> [What needs to be done] Tally the lines in the data that follows that include the word "React", and report nothing but the total.

> [Supplied data]
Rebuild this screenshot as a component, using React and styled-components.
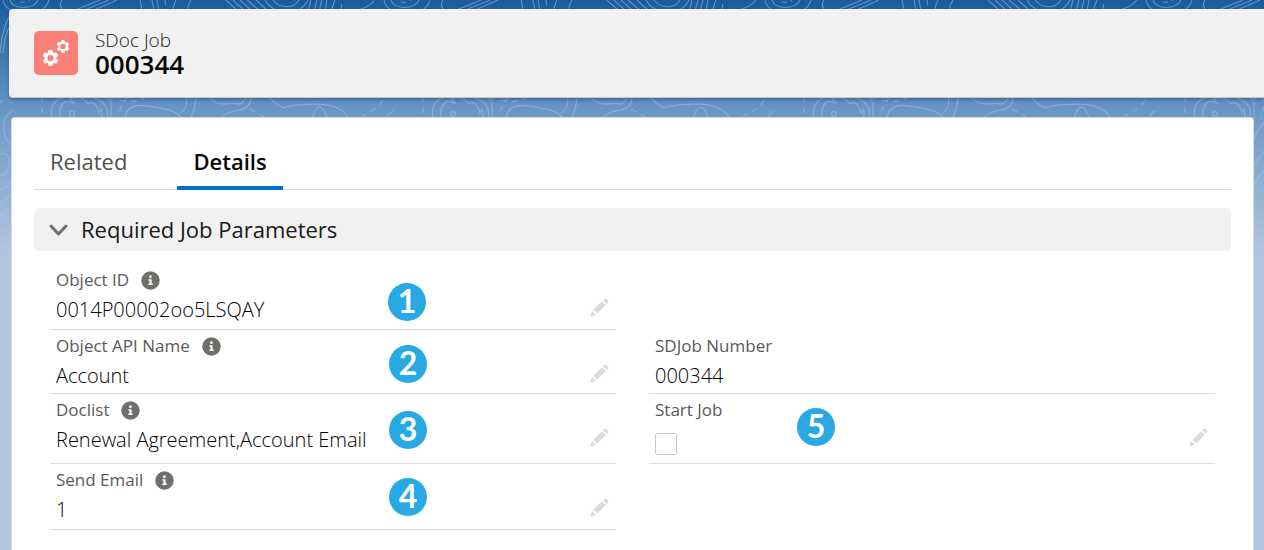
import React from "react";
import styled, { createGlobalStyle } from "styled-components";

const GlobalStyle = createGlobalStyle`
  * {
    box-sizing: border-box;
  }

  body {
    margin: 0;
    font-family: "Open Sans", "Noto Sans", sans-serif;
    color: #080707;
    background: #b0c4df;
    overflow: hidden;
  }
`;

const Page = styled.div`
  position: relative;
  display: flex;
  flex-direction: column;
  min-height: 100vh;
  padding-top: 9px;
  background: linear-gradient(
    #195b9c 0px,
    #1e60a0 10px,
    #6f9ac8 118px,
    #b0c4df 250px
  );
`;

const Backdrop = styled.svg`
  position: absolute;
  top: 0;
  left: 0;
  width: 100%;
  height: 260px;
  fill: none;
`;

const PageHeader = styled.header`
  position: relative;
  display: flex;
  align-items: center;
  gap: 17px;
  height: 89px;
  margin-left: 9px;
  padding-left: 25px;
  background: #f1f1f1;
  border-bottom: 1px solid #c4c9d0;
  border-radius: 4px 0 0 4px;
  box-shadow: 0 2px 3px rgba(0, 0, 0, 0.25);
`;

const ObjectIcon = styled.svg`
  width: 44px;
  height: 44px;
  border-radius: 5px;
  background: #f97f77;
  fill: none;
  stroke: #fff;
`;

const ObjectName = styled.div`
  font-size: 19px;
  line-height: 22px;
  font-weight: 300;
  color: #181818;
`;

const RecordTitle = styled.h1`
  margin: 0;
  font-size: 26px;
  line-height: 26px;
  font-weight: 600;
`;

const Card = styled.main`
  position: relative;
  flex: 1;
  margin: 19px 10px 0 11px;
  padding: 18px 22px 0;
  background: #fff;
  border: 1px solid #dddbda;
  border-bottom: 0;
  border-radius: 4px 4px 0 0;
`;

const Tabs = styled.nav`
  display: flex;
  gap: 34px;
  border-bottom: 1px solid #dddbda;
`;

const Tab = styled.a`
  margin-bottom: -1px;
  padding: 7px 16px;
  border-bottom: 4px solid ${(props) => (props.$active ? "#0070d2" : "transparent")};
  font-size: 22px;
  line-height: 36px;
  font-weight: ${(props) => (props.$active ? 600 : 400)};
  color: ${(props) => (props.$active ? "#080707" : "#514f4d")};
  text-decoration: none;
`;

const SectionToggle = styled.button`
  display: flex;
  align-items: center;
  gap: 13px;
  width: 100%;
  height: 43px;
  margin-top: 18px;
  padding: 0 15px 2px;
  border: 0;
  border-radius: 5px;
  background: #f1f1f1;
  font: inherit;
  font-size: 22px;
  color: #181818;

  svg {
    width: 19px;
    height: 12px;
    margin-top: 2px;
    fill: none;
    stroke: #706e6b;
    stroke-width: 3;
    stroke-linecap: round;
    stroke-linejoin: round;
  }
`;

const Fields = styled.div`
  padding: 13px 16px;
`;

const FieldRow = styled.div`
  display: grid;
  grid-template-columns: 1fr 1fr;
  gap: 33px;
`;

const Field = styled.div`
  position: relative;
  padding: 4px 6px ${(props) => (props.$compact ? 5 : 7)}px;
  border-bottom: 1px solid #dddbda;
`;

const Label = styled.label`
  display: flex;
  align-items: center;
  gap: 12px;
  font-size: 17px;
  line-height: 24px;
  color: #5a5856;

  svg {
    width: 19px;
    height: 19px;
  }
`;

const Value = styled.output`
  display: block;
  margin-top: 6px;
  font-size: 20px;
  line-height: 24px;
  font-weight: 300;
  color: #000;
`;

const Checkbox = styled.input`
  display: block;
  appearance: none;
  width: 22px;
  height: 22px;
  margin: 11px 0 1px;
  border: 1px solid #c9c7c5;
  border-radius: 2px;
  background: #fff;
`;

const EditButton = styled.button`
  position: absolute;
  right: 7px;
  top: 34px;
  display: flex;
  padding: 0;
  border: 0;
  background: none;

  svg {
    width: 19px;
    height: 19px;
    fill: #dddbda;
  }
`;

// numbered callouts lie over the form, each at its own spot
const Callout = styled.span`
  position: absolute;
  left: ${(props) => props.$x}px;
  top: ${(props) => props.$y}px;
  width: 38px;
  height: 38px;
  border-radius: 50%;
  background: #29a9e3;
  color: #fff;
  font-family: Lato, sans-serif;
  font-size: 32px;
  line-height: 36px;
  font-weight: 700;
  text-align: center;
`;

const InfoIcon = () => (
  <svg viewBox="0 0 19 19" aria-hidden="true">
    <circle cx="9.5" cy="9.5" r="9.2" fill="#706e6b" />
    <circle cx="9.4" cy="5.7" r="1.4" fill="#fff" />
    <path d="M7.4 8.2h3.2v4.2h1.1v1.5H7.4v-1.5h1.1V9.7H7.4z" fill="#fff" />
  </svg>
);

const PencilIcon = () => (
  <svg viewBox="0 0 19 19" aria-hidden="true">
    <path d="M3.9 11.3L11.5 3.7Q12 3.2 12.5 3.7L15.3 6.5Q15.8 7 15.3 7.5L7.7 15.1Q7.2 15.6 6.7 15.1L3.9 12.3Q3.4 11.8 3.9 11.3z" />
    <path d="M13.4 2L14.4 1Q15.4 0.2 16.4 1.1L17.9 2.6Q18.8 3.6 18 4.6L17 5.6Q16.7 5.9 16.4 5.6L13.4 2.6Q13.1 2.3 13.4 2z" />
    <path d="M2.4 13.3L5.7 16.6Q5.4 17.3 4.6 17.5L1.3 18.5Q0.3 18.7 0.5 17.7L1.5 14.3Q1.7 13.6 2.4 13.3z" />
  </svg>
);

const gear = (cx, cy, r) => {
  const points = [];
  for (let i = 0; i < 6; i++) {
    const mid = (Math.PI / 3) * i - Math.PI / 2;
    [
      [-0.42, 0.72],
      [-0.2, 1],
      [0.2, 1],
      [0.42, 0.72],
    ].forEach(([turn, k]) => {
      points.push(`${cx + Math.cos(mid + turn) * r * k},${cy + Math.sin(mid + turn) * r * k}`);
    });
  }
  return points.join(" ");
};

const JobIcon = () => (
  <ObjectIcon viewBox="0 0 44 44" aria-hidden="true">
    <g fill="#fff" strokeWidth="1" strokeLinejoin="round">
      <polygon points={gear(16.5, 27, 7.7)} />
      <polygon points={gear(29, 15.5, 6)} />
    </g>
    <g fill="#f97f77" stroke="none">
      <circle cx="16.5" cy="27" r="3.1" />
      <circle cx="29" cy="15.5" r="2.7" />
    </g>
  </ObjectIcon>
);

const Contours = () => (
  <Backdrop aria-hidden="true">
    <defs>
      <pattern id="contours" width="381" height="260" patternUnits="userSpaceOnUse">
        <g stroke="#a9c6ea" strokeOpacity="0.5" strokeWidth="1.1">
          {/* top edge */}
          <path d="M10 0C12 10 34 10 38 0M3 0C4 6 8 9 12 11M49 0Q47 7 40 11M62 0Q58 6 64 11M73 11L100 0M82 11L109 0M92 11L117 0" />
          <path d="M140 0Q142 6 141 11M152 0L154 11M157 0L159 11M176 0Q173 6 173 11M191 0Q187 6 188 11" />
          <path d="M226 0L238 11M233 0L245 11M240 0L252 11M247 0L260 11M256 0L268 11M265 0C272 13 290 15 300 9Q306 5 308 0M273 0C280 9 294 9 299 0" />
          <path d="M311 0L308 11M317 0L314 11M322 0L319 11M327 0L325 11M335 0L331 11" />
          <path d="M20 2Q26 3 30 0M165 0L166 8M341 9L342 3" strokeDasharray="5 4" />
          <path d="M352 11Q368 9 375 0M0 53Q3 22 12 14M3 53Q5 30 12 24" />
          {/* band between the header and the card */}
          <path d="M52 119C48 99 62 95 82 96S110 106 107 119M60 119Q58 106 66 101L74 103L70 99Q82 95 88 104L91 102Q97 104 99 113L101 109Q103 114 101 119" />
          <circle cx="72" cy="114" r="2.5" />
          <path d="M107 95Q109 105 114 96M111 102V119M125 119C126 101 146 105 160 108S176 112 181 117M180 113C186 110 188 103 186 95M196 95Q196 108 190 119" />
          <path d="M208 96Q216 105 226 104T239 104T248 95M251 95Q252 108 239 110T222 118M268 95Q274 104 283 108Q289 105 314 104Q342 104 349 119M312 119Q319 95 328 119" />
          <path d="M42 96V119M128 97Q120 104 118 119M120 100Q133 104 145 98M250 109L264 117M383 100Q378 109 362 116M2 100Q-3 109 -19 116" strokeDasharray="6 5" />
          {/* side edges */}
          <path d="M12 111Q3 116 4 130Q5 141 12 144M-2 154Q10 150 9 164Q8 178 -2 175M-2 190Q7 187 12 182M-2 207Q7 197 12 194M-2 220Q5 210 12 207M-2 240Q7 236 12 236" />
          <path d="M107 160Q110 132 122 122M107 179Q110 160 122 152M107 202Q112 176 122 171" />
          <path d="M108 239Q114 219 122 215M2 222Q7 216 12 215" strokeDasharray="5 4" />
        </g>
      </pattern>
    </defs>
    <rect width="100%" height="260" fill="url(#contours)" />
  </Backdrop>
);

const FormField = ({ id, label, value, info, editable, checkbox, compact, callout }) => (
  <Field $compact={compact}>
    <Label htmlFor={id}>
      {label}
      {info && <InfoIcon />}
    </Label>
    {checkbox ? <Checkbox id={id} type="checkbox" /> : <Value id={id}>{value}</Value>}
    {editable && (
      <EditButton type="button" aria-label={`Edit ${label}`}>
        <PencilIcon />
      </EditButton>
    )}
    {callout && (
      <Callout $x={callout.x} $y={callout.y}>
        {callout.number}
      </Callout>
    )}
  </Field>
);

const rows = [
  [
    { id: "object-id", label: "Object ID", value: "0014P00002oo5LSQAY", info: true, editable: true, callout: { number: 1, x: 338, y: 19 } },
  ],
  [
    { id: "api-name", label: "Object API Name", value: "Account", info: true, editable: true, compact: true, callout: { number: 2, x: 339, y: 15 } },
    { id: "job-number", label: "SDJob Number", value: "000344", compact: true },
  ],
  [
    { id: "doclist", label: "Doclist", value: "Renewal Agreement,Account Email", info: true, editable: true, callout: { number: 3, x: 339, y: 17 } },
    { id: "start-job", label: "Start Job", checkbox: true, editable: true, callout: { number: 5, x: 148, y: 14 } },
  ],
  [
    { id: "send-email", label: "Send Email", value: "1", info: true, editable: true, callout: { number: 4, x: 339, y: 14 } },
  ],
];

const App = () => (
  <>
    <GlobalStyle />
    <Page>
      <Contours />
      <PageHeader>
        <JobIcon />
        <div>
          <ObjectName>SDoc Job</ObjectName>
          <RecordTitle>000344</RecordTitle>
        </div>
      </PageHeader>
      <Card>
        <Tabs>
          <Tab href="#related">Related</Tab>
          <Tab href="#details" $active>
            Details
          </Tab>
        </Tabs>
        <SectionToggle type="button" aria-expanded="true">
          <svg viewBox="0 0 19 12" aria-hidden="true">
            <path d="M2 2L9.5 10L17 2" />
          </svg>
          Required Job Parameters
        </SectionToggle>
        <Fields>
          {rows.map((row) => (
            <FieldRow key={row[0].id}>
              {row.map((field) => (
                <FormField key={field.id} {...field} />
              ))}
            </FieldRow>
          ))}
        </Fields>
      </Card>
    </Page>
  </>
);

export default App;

> [In response] 2